◆ What needs to be done: Give the number of lines containing "components" in this listing, with no other words.

━━━━

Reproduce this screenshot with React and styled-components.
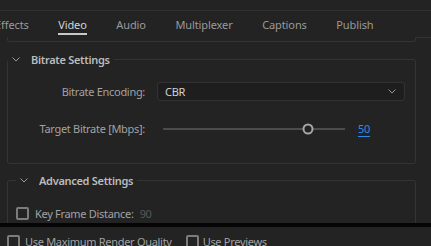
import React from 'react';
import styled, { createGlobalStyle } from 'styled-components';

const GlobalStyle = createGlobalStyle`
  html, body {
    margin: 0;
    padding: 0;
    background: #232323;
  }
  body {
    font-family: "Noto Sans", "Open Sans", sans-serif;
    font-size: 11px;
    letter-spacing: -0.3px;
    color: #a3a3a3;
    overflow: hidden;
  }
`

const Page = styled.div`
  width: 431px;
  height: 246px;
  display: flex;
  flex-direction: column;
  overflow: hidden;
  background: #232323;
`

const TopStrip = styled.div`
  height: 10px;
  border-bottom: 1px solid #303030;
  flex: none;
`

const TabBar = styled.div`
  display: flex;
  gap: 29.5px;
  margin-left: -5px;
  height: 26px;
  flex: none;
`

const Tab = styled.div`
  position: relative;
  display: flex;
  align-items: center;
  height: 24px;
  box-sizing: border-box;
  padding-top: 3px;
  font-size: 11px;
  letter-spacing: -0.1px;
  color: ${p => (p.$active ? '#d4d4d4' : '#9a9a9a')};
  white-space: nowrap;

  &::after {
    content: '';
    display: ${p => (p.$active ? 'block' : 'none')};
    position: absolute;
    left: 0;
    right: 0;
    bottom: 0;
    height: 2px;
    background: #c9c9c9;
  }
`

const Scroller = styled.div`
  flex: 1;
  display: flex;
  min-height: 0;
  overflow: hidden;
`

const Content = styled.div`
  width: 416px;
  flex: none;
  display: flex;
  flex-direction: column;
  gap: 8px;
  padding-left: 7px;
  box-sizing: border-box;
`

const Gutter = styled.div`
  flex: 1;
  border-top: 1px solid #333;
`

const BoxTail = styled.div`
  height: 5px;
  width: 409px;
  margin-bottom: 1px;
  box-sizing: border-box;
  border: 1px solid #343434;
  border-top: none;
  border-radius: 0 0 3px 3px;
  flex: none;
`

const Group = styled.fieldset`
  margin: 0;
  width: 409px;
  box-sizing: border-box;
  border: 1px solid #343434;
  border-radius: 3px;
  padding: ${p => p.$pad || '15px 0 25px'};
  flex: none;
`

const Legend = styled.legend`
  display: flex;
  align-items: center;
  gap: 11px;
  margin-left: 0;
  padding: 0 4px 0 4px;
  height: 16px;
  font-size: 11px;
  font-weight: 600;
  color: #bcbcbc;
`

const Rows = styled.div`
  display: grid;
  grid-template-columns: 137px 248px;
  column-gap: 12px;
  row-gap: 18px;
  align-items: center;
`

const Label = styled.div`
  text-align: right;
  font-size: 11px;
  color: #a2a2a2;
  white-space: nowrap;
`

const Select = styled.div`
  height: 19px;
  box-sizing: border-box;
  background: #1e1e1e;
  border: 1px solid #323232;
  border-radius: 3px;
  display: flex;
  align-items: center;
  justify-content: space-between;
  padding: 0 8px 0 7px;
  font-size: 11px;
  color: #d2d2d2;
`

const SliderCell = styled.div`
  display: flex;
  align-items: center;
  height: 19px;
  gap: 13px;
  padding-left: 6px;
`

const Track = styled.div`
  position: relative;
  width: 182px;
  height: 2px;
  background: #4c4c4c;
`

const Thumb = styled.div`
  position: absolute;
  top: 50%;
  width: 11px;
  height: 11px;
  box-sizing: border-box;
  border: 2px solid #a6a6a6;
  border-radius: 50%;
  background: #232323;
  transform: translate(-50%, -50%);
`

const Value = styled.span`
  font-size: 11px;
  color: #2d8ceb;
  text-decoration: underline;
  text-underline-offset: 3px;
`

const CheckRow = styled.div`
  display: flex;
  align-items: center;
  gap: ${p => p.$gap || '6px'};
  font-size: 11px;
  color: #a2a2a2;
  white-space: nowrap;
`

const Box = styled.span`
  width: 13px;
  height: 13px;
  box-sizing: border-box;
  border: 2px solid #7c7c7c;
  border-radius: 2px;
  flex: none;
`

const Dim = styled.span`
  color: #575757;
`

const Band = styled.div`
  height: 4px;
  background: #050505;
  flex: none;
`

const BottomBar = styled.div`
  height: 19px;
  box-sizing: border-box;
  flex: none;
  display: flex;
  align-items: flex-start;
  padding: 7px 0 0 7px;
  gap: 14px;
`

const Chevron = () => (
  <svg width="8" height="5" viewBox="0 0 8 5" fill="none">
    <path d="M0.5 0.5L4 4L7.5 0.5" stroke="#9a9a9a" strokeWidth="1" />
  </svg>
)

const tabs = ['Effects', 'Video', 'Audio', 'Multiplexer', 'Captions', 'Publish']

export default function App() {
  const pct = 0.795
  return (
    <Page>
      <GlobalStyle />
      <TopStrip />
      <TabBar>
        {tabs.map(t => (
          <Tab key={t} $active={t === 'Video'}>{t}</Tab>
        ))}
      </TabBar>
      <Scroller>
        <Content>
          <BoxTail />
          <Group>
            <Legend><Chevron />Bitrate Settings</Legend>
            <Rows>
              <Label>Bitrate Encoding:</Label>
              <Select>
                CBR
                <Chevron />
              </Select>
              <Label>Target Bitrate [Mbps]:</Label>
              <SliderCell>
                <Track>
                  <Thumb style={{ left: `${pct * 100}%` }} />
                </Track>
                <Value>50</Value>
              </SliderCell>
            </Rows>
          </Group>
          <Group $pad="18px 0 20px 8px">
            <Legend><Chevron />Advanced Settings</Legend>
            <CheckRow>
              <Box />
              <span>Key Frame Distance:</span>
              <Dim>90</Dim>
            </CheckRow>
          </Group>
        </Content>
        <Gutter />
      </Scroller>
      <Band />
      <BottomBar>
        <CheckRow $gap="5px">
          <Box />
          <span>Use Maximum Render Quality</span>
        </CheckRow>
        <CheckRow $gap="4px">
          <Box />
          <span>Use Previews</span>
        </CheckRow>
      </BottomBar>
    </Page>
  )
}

━━━━

◆ Full solution: 2